Recovery

Ten days ago, my town experienced the worst flooding in its entire existence.  City leaders declared this a 500-year flood event, and the damage to our town was moderate to severe.  As of today, most roads are re-opened, and only one area remains evacuated – a trailer park that was pretty much the lowest point in our town.  Only two or three roads are still closed, and those are areas where the flooding obliterated a bridge.  People are mucking out, and the city is helping by providing dumpsters and large pickers and dump trucks.  They are also rebuilding roads.  Less than a week after the flooding, they were laying new road bed, and the next day, paving over that new road bed, on a major east-west route through town.  By Friday, state officials had repaired the breached Highway 119, our major eastern gateway to the Interstate.  City officials have been working to restore complete water resources (we are operating on only 1/3rd of our usual water supply) and using large equipment to route the river back into its channel.  They had the wastewater plant, which had to be shut down during the height of the flooding, back in operation within 48 hours of shutting it down.

This progress is remarkable.  The state, and all of the counties affected, have been active in returning things to normal.  Three major routes into the mountains have massive levels of destruction.  Entire towns are virtually cut off from the rest of the world, including big towns like Estes Park.  With winter weather about to descend on the mountains, the clock is ticking with what can be done before heavy snow arrives.  Even today, the 22nd of September, there is snow above 9000 feet.  Light snow, but still.  The state has committed to having all three of these routes completely repaired by December 1st.  This is an ambitious goal, but knowing my state, it can be done.  Using Federal disaster aid, as well as the state’s contingency funds, they are already bidding out the work and hope to see repairs commence within a week.  Considering we can have snow in my town before Halloween, they’d better get moving.

This past week has been difficult for me on a personal level.  I have been through flooding before, but I’m from a place where flooding is common, even the norm, and affected areas were miles from me.  It didn’t affect my daily routine, I didn’t have to worry about how I was going to get out of town, or back in, or how I was going to get to work.  This time, the flood was right down the street.  I could walk to it.  Places that I visited often were under water.  Routes to my favorite stores were closed.  The specter of only being able to shop at Walmart and not being able to get to work loomed large.  The pictures, videos, and sheer volume of people being evacuated to areas of town that were higher up was overwhelming at times.  It gave me the strangest feeling of claustrophobia.  I watched it rain from my home office window, my daughter watching movies on the tv behind me, and wondered more than once how we would recover from this as a community.  It was a helpless feeling.  A powerless feeling.

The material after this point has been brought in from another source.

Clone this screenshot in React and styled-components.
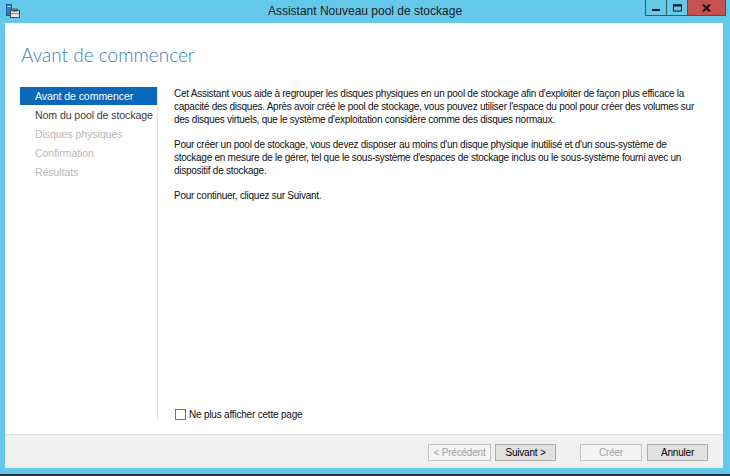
import styled, { createGlobalStyle } from "styled-components";

const GlobalStyle = createGlobalStyle`
  html, body {
    margin: 0;
    padding: 0;
    background: #63c8ea;
  }
`;

const sans = `"Liberation Sans", Arial, sans-serif`;

// Fenêtre complète
const Window = styled.div`
  width: 730px;
  height: 476px;
  box-sizing: border-box;
  background: #63c8ea;
  border-bottom: 2px solid #23343e;
  display: flex;
  flex-direction: column;
  font-family: ${sans};
  overflow: hidden;
`;

// Barre de titre
const TitleBar = styled.div`
  height: 23px;
  flex: none;
  display: grid;
  grid-template-columns: 1fr auto 1fr;
  align-items: start;
`;

const AppIcon = styled.svg`
  margin: 4px 0 0 6px;
  width: 14px;
  height: 14px;
`;

const TitleText = styled.div`
  font-size: 12px;
  line-height: 22px;
  color: #1b1b1b;
`;

const Controls = styled.div`
  justify-self: end;
  display: flex;
  margin-right: 4px;
`;

const ControlButton = styled.div`
  width: ${(p) => p.w}px;
  height: 16px;
  box-sizing: border-box;
  border: 1px solid #2d5a6a;
  border-top: none;
  border-left: ${(p) => (p.first ? "1px solid #2d5a6a" : "none")};
  background: ${(p) => (p.close ? "#c75050" : "transparent")};
  display: flex;
  align-items: center;
  justify-content: center;
`;

// Cadre intérieur
const Frame = styled.div`
  flex: 1;
  margin: 0 7px 6px 5px;
  display: flex;
  flex-direction: column;
  background: #fff;
`;

const Content = styled.div`
  flex: 1;
  display: flex;
  flex-direction: column;
  padding: 0 0 14px 0;
`;

const Heading = styled.h1`
  margin: 20px 0 0 16px;
  font-family: "Lato", "Open Sans", sans-serif;
  font-weight: 300;
  font-size: 19px;
  line-height: 24px;
  color: #3a80ba;
`;

const Body = styled.div`
  flex: 1;
  display: flex;
  margin-top: 20px;
`;

const Nav = styled.ul`
  list-style: none;
  margin: 0 0 0 15px;
  padding: 0;
  width: 137px;
  flex: none;
`;

const NavItem = styled.li`
  height: 18px;
  margin-bottom: 1px;
  padding-left: 15px;
  font-size: 10.6px;
  letter-spacing: -0.1px;
  line-height: 18px;
  white-space: nowrap;
  background: ${(p) => (p.active ? "#0968ba" : "transparent")};
  color: ${(p) => (p.active ? "#fff" : p.disabled ? "#b9b9b9" : "#3a3a3a")};
`;

const Main = styled.div`
  flex: 1;
  border-left: 1px solid #e2e2e2;
  padding-left: 16px;
  display: flex;
  flex-direction: column;
`;

const Paragraph = styled.p`
  margin: 0 0 12px 0;
  font-size: 10px;
  letter-spacing: -0.26px;
  line-height: 13px;
  color: #111;
`;

const Line = styled.span`
  display: block;
  white-space: nowrap;
`;

const CheckRow = styled.label`
  margin-top: auto;
  display: flex;
  align-items: center;
  gap: 3px;
  font-size: 10px;
  letter-spacing: -0.2px;
  color: #111;
`;

const Box = styled.span`
  width: 11px;
  height: 11px;
  box-sizing: border-box;
  border: 1px solid #707070;
  background: #fff;
  margin-left: 1px;
`;

// Pied de page avec les boutons
const Footer = styled.div`
  height: 34px;
  box-sizing: border-box;
  flex: none;
  border-top: 1px solid #dedede;
  background: #f0f0f0;
  display: flex;
  justify-content: flex-end;
  align-items: flex-start;
  padding: 9px 15px 0 0;
  gap: 24px;
`;

const Group = styled.div`
  display: flex;
  gap: ${(p) => p.gap}px;
`;

const Button = styled.button`
  width: ${(p) => p.w || 61}px;
  height: 17px;
  padding: 0;
  font-family: ${sans};
  font-size: 10px;
  letter-spacing: -0.2px;
  border: 1px solid ${(p) => (p.disabled ? "#c2c2c2" : "#acacac")};
  background: ${(p) => (p.disabled ? "#f4f4f4" : "#e1e1e1")};
  color: ${(p) => (p.disabled ? "#a2a2a2" : "#000")};
`;

const steps = [
  { label: "Avant de commencer", active: true },
  { label: "Nom du pool de stockage" },
  { label: "Disques physiques", disabled: true },
  { label: "Confirmation", disabled: true },
  { label: "Résultats", disabled: true },
];

const App = () => (
  <>
    <GlobalStyle />
    <Window>
      <TitleBar>
        <AppIcon viewBox="0 0 14 14">
          <rect x="0.5" y="0.5" width="5" height="11" fill="#2a7fd0" stroke="#1a5aa0" />
          <rect x="1.5" y="2" width="3" height="1" fill="#bfe3ff" />
          <rect x="4.5" y="6.5" width="9" height="7" fill="#e6e6e6" stroke="#4a4a4a" />
          <rect x="7" y="5" width="4" height="2" fill="none" stroke="#4a4a4a" />
          <rect x="5" y="9" width="8" height="1" fill="#8a8a8a" />
        </AppIcon>
        <TitleText>Assistant Nouveau pool de stockage</TitleText>
        <Controls>
          <ControlButton w={22} first>
            <svg width="8" height="8" viewBox="0 0 8 8">
              <rect x="0" y="5" width="8" height="2" fill="#111" />
            </svg>
          </ControlButton>
          <ControlButton w={21}>
            <svg width="9" height="8" viewBox="0 0 9 8">
              <rect x="0.5" y="1" width="8" height="6" fill="none" stroke="#111" />
              <rect x="0" y="0.5" width="9" height="2" fill="#111" />
            </svg>
          </ControlButton>
          <ControlButton w={38} close>
            <svg width="9" height="8" viewBox="0 0 9 8">
              <path d="M1 0.5 L8 7.5 M8 0.5 L1 7.5" stroke="#111" strokeWidth="2" />
            </svg>
          </ControlButton>
        </Controls>
      </TitleBar>

      <Frame>
        <Content>
          <Heading>Avant de commencer</Heading>
          <Body>
            <Nav>
              {steps.map((s) => (
                <NavItem key={s.label} active={s.active} disabled={s.disabled}>
                  {s.label}
                </NavItem>
              ))}
            </Nav>
            <Main>
              <Paragraph>
                <Line>
                  Cet Assistant vous aide à regrouper les disques physiques en un pool de stockage afin d'exploiter de façon plus efficace la
                </Line>
                <Line>
                  capacité des disques. Après avoir créé le pool de stockage, vous pouvez utiliser l'espace du pool pour créer des volumes sur
                </Line>
                <Line>des disques virtuels, que le système d'exploitation considère comme des disques normaux.</Line>
              </Paragraph>
              <Paragraph>
                <Line>
                  Pour créer un pool de stockage, vous devez disposer au moins d'un disque physique inutilisé et d'un sous-système de
                </Line>
                <Line>
                  stockage en mesure de le gérer, tel que le sous-système d'espaces de stockage inclus ou le sous-système fourni avec un
                </Line>
                <Line>dispositif de stockage.</Line>
              </Paragraph>
              <Paragraph>
                <Line>Pour continuer, cliquez sur Suivant.</Line>
              </Paragraph>
              <CheckRow>
                <Box />
                Ne plus afficher cette page
              </CheckRow>
            </Main>
          </Body>
        </Content>
        <Footer>
          <Group gap={4}>
            <Button w={63} disabled>
              &lt; Précédent
            </Button>
            <Button w={61}>Suivant &gt;</Button>
          </Group>
          <Group gap={5}>
            <Button w={62} disabled>
              Créer
            </Button>
            <Button w={61}>Annuler</Button>
          </Group>
        </Footer>
      </Frame>
    </Window>
  </>
);

export default App;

As I watch us recover, I’m proud to be a citizen of Longmont.  Our town officials have worked day and night to protect people, and to restore city services as fast as they could.  “Normal” was what they were aiming for, and they did it quite well.  Years of city planning, flood plain studies and control measures, and keeping the best and brightest employed at the civic center had made our recovery steps possible.  There is still much to do, and I still see oddities as I drive about (refrigerators floating in mud, a highway sign sitting on its side between the splits in two tree trunks, a fiberglass bathtub on the side of the road).  Mud drying into dirt means we are under a constant haze of dust as cars make their way around town.  Fencelines are solid with debris, and every rain cloud that goes by makes us all hold our breath.  But “We Are Longmont Strong,” and we will be fine.  We will survive, and we will thrive.  It’s what Coloradans do.